Dans le square deux sculpteurs ont été sollicités pour deux statues. La première représente Carpeaux avec une austérité qui ne rend pas justice à l'aspect original et quasi baroque de ses œuvres.
La statue est de Léon Fagel (1851-1913) sur une stèle de Henri Bans. Elle date de 1929. Fagel est né à Valenciennes comme Carpeaux et comme lui il y est enterré.

Parmi ses réalisations les plus connues figurent le buste de Carpeaux ainsi que les sculptures de la façade du Petit Palais sur les Arts et métiers (avec J. B. Hugues). On lui doit encore la statue de Lamarck dans les jardins du Museum.
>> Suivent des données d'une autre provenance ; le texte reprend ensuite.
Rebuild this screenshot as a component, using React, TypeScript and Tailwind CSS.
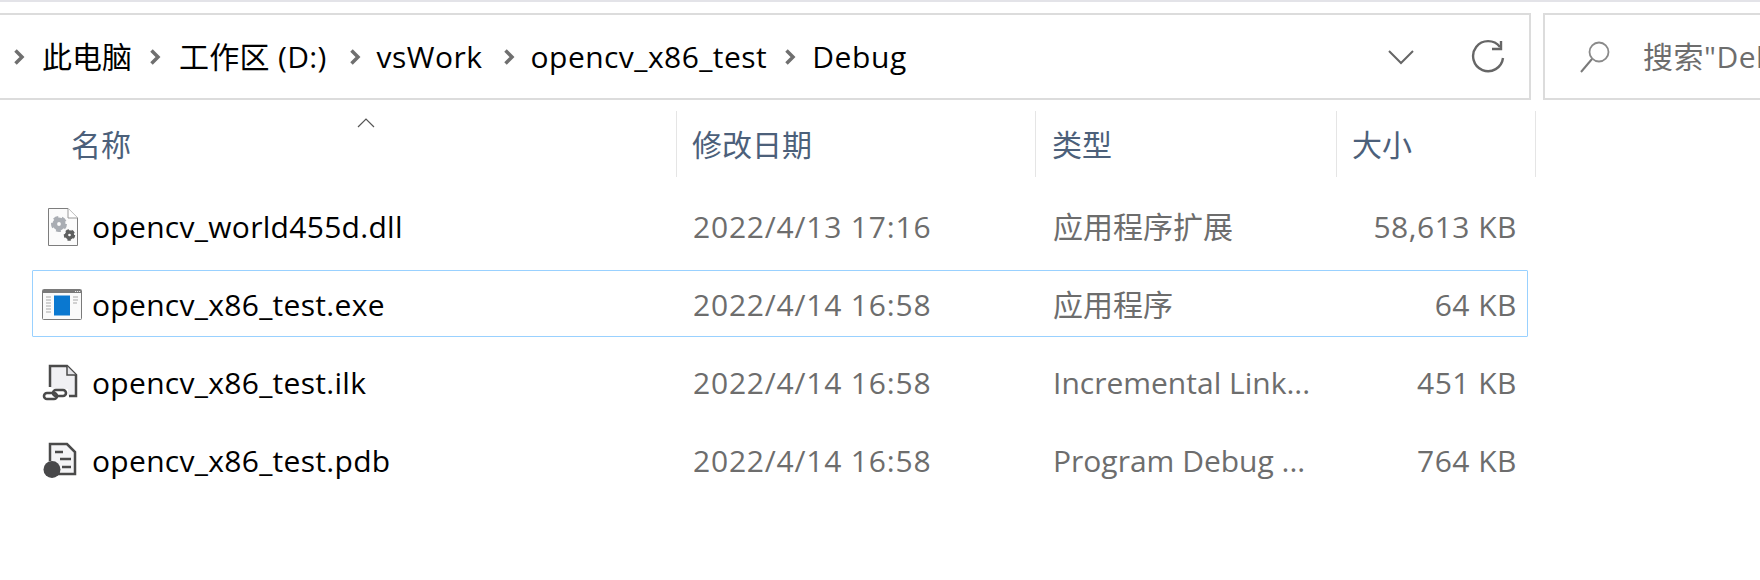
const FONT = "font-['Open_Sans','Noto_Sans_CJK_SC',sans-serif]";

const Chevron = () => (
  <svg width="12" height="20" viewBox="0 0 12 20" className="shrink-0">
    <path d="M2.5 3.5 L9 10 L2.5 16.5" fill="none" stroke="#6f6f6f" strokeWidth="3.5" />
  </svg>
);

const Gear = ({ cx, cy, r, fill }: { cx: number; cy: number; r: number; fill: string }) => (
  <g>
    <circle cx={cx} cy={cy} r={r} fill="none" stroke={fill} strokeWidth={r * 1.1} />
    <circle
      cx={cx}
      cy={cy}
      r={r * 1.55}
      fill="none"
      stroke={fill}
      strokeWidth={r * 0.7}
      strokeDasharray={`${r * 1.1} ${r * 0.85}`}
    />
  </g>
);

const DllIcon = () => (
  <svg width="40" height="40" viewBox="0 0 40 40">
    <path d="M6.5 1.5 H26 L35.5 11 V38.5 H6.500 Z" fill="#fbfbfb" stroke="#7d7d7d" />
    <path d="M26 1.500 V11 H35.500" fill="#fff" stroke="#9a9a9a" />
    <Gear cx={17} cy={17} r={4.2} fill="#a9adb3" />
    <Gear cx={27.500} cy={28} r={3} fill="#5f6060" />
  </svg>
);

const ExeIcon = () => (
  <svg width="40" height="32" viewBox="0 0 40 32">
    <rect x="0.500" y="0.500" width="39" height="30" rx="1" fill="#fafafa" stroke="#7a7a7a" />
    <rect x="1" y="1" width="38" height="3" fill="#7a7a7a" />
    <path d="M33 2.500h1.200M35 2.500h1.200M37 2.500h1.200" stroke="#e8e8e8" />
    <rect x="12" y="6.500" width="16" height="20" fill="#0a78d0" />
    <path d="M4 8h5M4 11h5M4 14h5M4 17h5M4 20h5M4 23h5M31 8h5M31 11h5M31 14h4" stroke="#a8a8a8" />
  </svg>
);

const IlkIcon = () => (
  <svg width="40" height="40" viewBox="0 0 40 40">
    <path d="M8 24 V3 H25 L34 12 V33 H27" fill="#f0f0f3" stroke="#4a4a4a" strokeWidth="2.500" />
    <path d="M7 26 H26 V33 H7 Z" fill="#fff" />
    <path d="M25 3 V12 H34" fill="#e4e4e8" stroke="#4a4a4a" strokeWidth="1.500" />
    <g fill="none" stroke="#4a4a4a" strokeWidth="2.600">
      <rect x="2" y="30" width="13" height="6" rx="3" />
      <rect x="11" y="27" width="13" height="6" rx="3" />
    </g>
  </svg>
);

const PdbIcon = () => (
  <svg width="40" height="40" viewBox="0 0 40 40">
    <path d="M8 20 V3 H25 L33 11 V33 H14" fill="#f4f4f6" stroke="#4a4a4a" strokeWidth="2.500" />
    <path d="M13 11h8M18 18h11M20 26h9" stroke="#4a4a4a" strokeWidth="2.500" />
    <circle cx="10" cy="28.500" r="8.500" fill="#48484a" />
  </svg>
);

const HEADERS = [
  { label: "名称", cls: "w-[677px] pl-[71px]" },
  { label: "修改日期", cls: "w-[359px] pl-[15px]" },
  { label: "类型", cls: "w-[301px] pl-[16px]" },
  { label: "大小", cls: "w-[199px] pl-[15px]" },
];

const ROWS = [
  { name: "opencv_world455d.dll", date: "2022/4/13 17:16", type: "应用程序扩展", size: "58,613 KB", icon: <DllIcon /> },
  { name: "opencv_x86_test.exe", date: "2022/4/14 16:58", type: "应用程序", size: "64 KB", icon: <ExeIcon />, selected: true },
  { name: "opencv_x86_test.ilk", date: "2022/4/14 16:58", type: "Incremental Link...", size: "451 KB", icon: <IlkIcon /> },
  { name: "opencv_x86_test.pdb", date: "2022/4/14 16:58", type: "Program Debug ...", size: "764 KB", icon: <PdbIcon /> },
];

export default function App() {
  return (
    <div className={`${FONT} w-[1760px] h-[580px] overflow-hidden bg-white`}>
      <div className="h-[2px] bg-[#e3e3e8]" />

      {/* address + search */}
      <div className="flex mt-[11px] h-[87px] gap-[12px]">
        <div className="w-[1531px] shrink-0 flex items-center border-y-2 border-r-2 border-[#dcdcdc] text-[30px] text-black pl-[13px]">
          <Chevron />
          <span className="ml-[17px]">此电脑</span>
          <span className="ml-[17px]"><Chevron /></span>
          <span className="ml-[18px] tracking-[0.3px]">工作区 (D:)</span>
          <span className="ml-[22px]"><Chevron /></span>
          <span className="ml-[16px] tracking-[0.5px]">vsWork</span>
          <span className="ml-[20px]"><Chevron /></span>
          <span className="ml-[16px] tracking-[0.45px]">opencv_x86_test</span>
          <span className="ml-[17px]"><Chevron /></span>
          <span className="ml-[16px] tracking-[0.6px]">Debug</span>
          <svg width="28" height="18" viewBox="0 0 28 18" className="ml-auto">
            <path d="M2 3 L14 15 L26 3" fill="none" stroke="#666" strokeWidth="2" />
          </svg>
          <svg width="34" height="36" viewBox="0 0 34 36" className="ml-[56px] mr-[24px]">
            <path d="M29 8 A15 15 0 1 0 32 19" fill="none" stroke="#666" strokeWidth="2.400" />
            <path d="M30 2 V10 H21" fill="none" stroke="#666" strokeWidth="2.400" />
          </svg>
        </div>
        <div className="flex-1 flex items-center border-y-2 border-l-2 border-[#dcdcdc] text-[30px] text-[#6d6d6d] pl-[34px] whitespace-nowrap overflow-hidden">
          <svg width="32" height="34" viewBox="0 0 32 34" className="shrink-0">
            <circle cx="20" cy="12" r="9.500" fill="none" stroke="#8a8a8a" strokeWidth="1.800" />
            <path d="M13 19 L2 32" stroke="#7a7a7a" strokeWidth="2" />
          </svg>
          <span className="ml-[32px] tracking-[0.5px]">搜索"Debug"</span>
        </div>
      </div>

      {/* column headers */}
      <div className="relative flex items-center h-[66px] mt-[11px] text-[30px] text-[#4c607a]">
        {HEADERS.map((h) => (
          <div key={h.label} className={`${h.cls} h-full flex items-center shrink-0 border-r border-[#e5e5e5]`}>
            {h.label}
          </div>
        ))}
        <svg width="18" height="10" viewBox="0 0 18 10" className="absolute left-[357px] top-[7px]">
          <path d="M1 9 L9 1 L17 9" fill="none" stroke="#555" strokeWidth="1.200" />
        </svg>
      </div>

      {/* file rows */}
      <div className="mt-[15px] ml-[32px] w-[1496px] flex flex-col gap-[11px]">
        {ROWS.map((r) => (
          <div
            key={r.name}
            className={`h-[67px] flex items-center border rounded-[1px] pt-[2px] text-[30px] whitespace-nowrap ${
              r.selected ? "border-[#99d1ff]" : "border-transparent"
            }`}
          >
            <div className="w-[660px] flex items-center shrink-0 text-black tracking-[0.3px]">
              <div className="w-[40px] ml-[9px] mr-[10px] flex justify-center">{r.icon}</div>
              {r.name}
            </div>
            <div className="w-[360px] shrink-0 text-[#6d6d6d] tracking-[0.8px]">{r.date}</div>
            <div className="w-[260px] shrink-0 text-[#6d6d6d]">{r.type}</div>
            <div className="flex-1 text-right pr-[10px] text-[#6d6d6d] tracking-[0.5px]">{r.size}</div>
          </div>
        ))}
      </div>
    </div>
  );
}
Sans oublier son groupe le plus célèbre, le monument de Wattignies à Maubeuge.
Sur la stèle de pierre qui porte la statue du sculpteur sont fixés deux médaillons de bronze. Le premier représente Charles Carpeaux, le fils du sculpteur qui participa aux fouilles d'Angkor et au dégagement du Bayon.
Le second médaillon représente Louis Carpeaux fils cadet du sculpteur et qui fut capitaine de l'Infanterie coloniale.
Pas de médaillon pour Louise Carpeaux, la fille de la fratrie, artiste et sculptrice. Il faut croire que les femmes n'avaient pas la même valeur que les hommes!

La deuxième statue du square fut appréciée des Parisiens qui aimaient poser devant elle.

Il s'agit de "La Montmartroise" parfois appelée "La Parisienne" représentant une grisette, main sur la hanche, portant un tambour.
La statue installée en 1907 est due à Théophile Camel (1863-1911) qui bien que né à toulouse a été un artiste montmartrois, bien oublié aujourd'hui. Elle représente la femme telle que l'idéalisent les peintres à une époque pas vraiment féministe. Elle est couturière, lingère, élégante naturellement et accueillante comme le suggère le petit amour qui l'accompagne.
Montmartre est présent encore par le moulin en voie d'effacement sculpté sur le tambour et la palette qui suggère que la jeune femme posait volontiers pour les peintres de la Butte.
La Montmartroise a été vandalisée et il lui manque l'avant-bras droit et une partie de la main. Il serait grand temps de la restaurer et de lui rendre toute sa grâce!
Avant de quitter ce square, comment ne pas évoquer la chanson de Vincent Delerm "le baiser Modiano."
"C'est le soir où près du métro
Nous avons croisé Modiano (…)
(…) Et le baiser qui a suivi
Sous les réverbères sous la pluie
Devant la grille du square Carpeaux
Je l'appelle Patrick Modiano."

Et comme Paris est une ville enchantée... Modiano qui n'avait jamais parlé de ce square fut surpris au point de croire que Delerm avait fait une enquête et découvert que lorsqu'il avait 20 ans et habitait près du boulevard de Clichy, il aimait s'y promener et s'asseoir sur un banc près de la Montmartroise...
P.S : Un commentaire reçu après l'écriture de cet article me signale que le film de Michel Gondry "La Science des rêves" a été en partie tourné dans le square Carpeaux.

Le square serait donc propice aux rêves et aux apparitions!